Kita merindukan sosok pemimpin seperti Khalifah Sultan Abdul Hamid II, yang secara tegas dan berwibawa menolak upaya Theodore Hertzel, pemimpin Zionis Yahudi, untuk mendirikan negara Israel di bumi Palestina. Sebaliknya, pemimpin di negeri-negeri Muslim saat ini tidak ada yang berani melawan Israel, meski hanya dengan kata-kata sekalipun. Bahkan yang lebih parah dari itu, beberapa pemimpin negeri Muslim justru mengakui keberadaan Israel, baik secara langsung maupun tidak langsung. Menerima kedatangan delegasi Parlemen Israel termasuk salah satu wujud pengakuan keberadaan Israel secara tidak langsung.
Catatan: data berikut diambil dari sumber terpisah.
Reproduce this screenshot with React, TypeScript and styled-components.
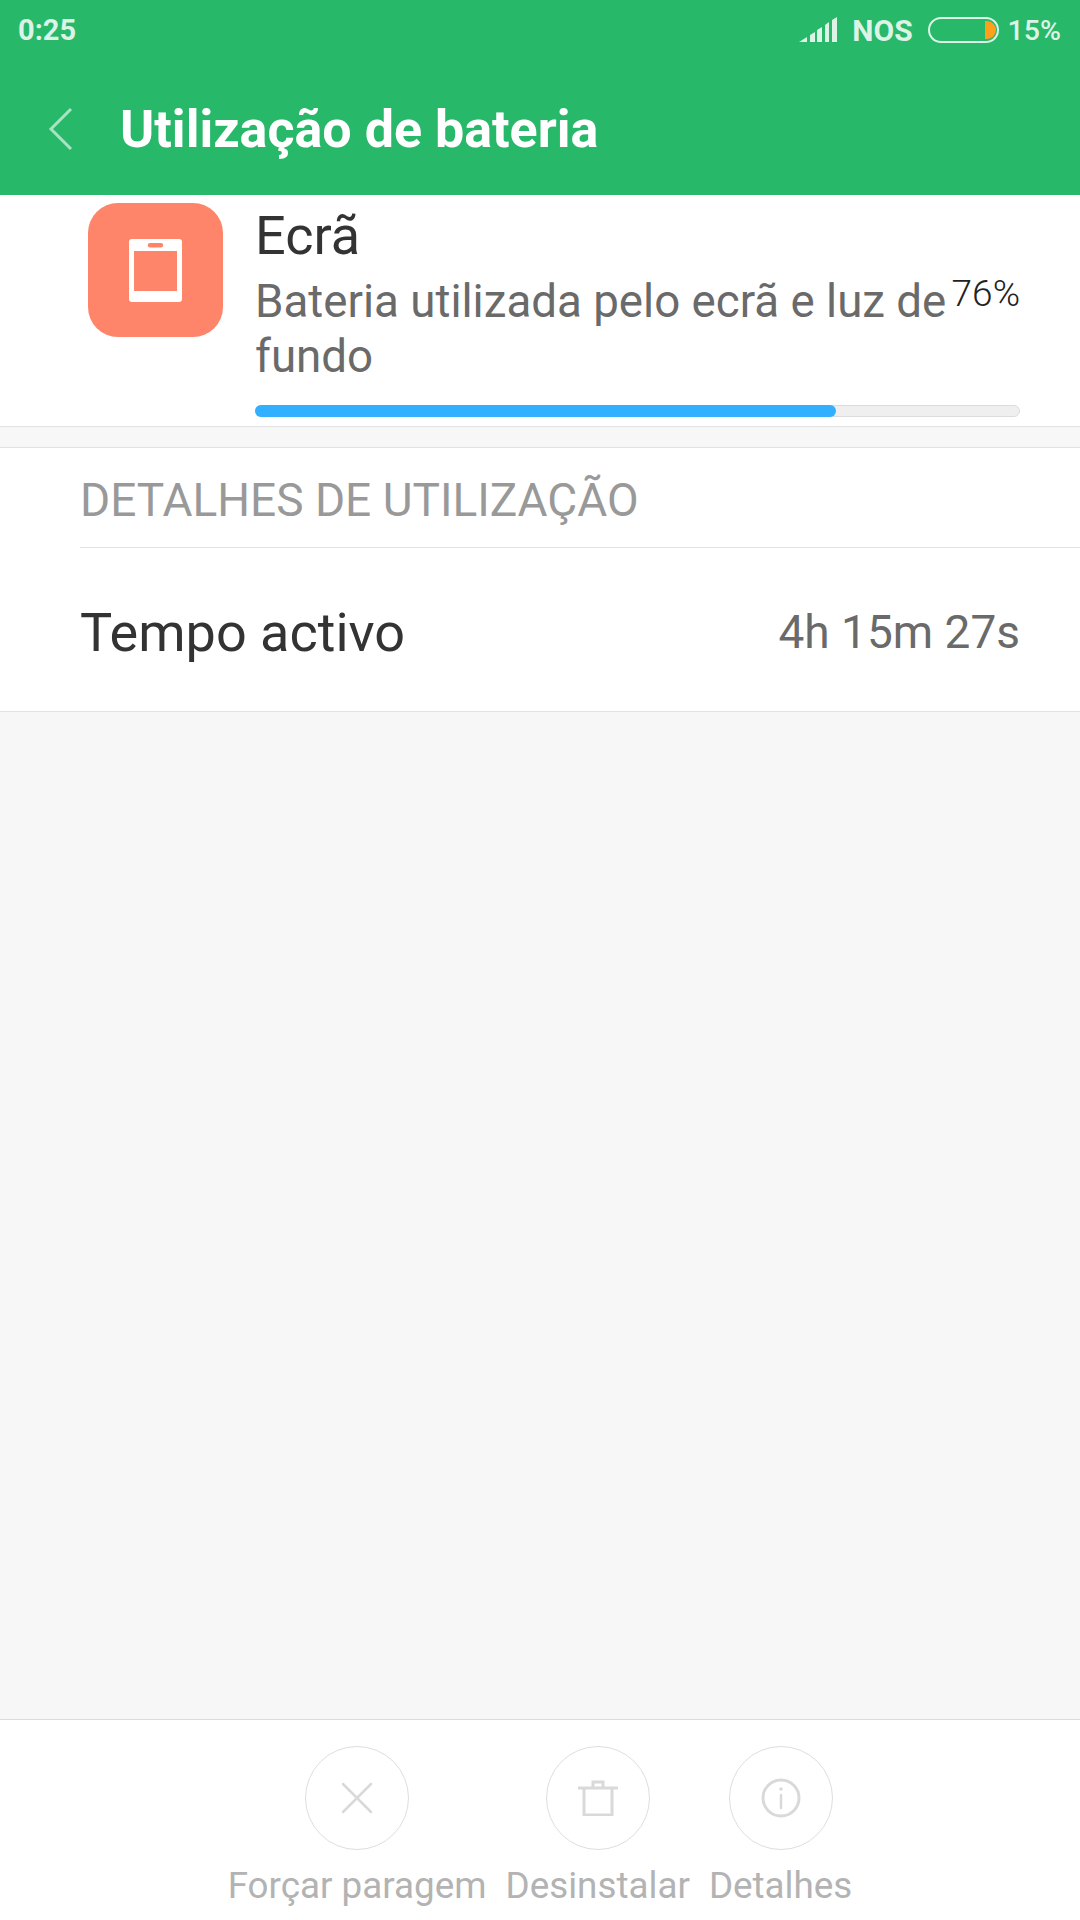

يَاأَيُّهَا الَّذِينَ ءَامَنُوا لَا تَتَّخِذُوا الْيَهُودَ وَالنَّصَارَى أَوْلِيَاءَ بَعْضُهُمْ أَوْلِيَاءُ بَعْضٍ وَمَنْ يَتَوَلَّهُمْ مِنْكُمْ فَإِنَّهُ مِنْهُمْ إِنَّ اللَّهَ لَا يَهْدِي الْقَوْمَ الظَّالِمِينَ

Hai orang-orang yang beriman, janganlah kamu mengambil orang-orang Yahudi dan Nasrani menjadi pemimpin; sebagian mereka adalah pemimpin bagi sebahagian yang lain. Barangsiapa di antara kalian mengambil mereka menjadi pemimpin, maka sesungguhnya ia termasuk golongan mereka. Sesungguhnya Allah tidak memberikan petunjuk kepada orang-orang yang zalim. (QS al-Maidah [5]: 51).

Komentar al-Islam:
Selama Masih Berkiblat ke Ekonomi Neo-Liberal, Reshuffle Kabinet Sia-Sia (Eramuslim.com, 23/4/07).
Jadi, yang perlu diganti adalah orang sekaligus sistemnya yang liberal; tentu dengan sistem Islam yang pasti membawa rahmat.